The new executive order faces constitutional challenges
NEARLY a month after promising the Ninth Circuit Court of Appeals in a tweet he would “SEE YOU IN COURT”, Donald Trump has staged a lawyerly retreat from his addled executive order of January 27th. On March 6th the president revealed a fresh attempt to “protect the nation from foreign terrorist entry”. The new order retains the original order’s core—limiting access to America’s shores for people from several Muslim-majority countries, and putting the refugee programme on hold—but has been softened in four key ways.

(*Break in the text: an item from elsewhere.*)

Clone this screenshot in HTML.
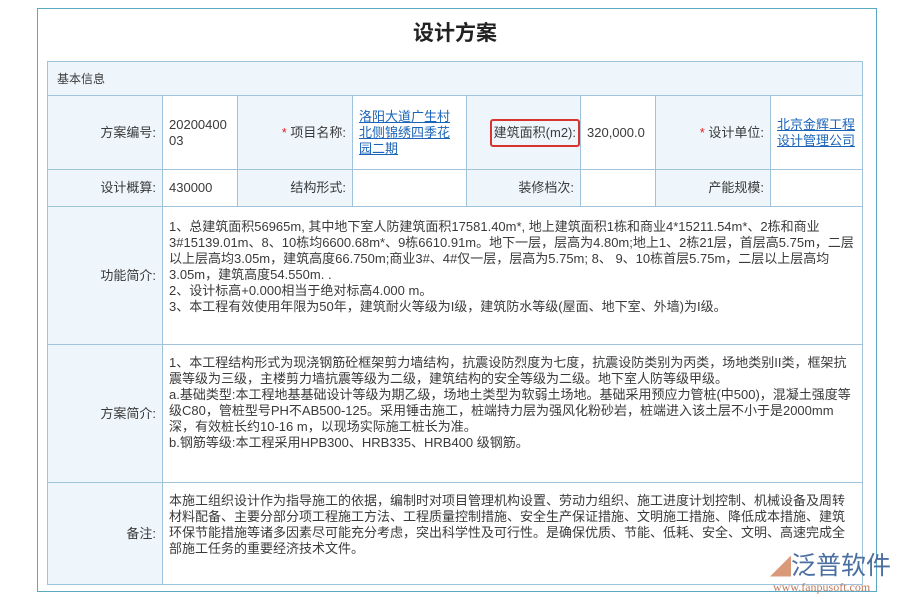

First, the order exempts America’s lawful permanent residents—“green card” holders—from any travel restrictions. (The original order barred permanent residents visiting any of the banned countries from returning to the United States.) Second, whereas the first travel ban was implemented at the stroke of the presidential pen—causing chaos and confusion for people on flights to America when Mr Trump signed the order—the revision will not take effect until March 16th. Third, the revised order applies only to future visa applications, not to people already holding valid visas—or who manage to secure one in the next nine days. Fourth, the list of seven banned countries has been whittled down to six: Iran, Libya, Somalia, Sudan, Syria and Yemen. Iraq has been struck from the list in response to arguments from the State Department and the Pentagon that many Iraqis are active participants in the war on the Islamic State. “[T]hose Iraqi government forces that have fought to regain more than half of the territory previously dominated by ISIS”, the order says, “have shown steadfast determination and earned enduring respect as they battle an armed group that is the common enemy of Iraq and the United States”. This alliance, together with Iraq’s enhanced vetting procedures in recent weeks, “justif[ies] different treatment for Iraq”.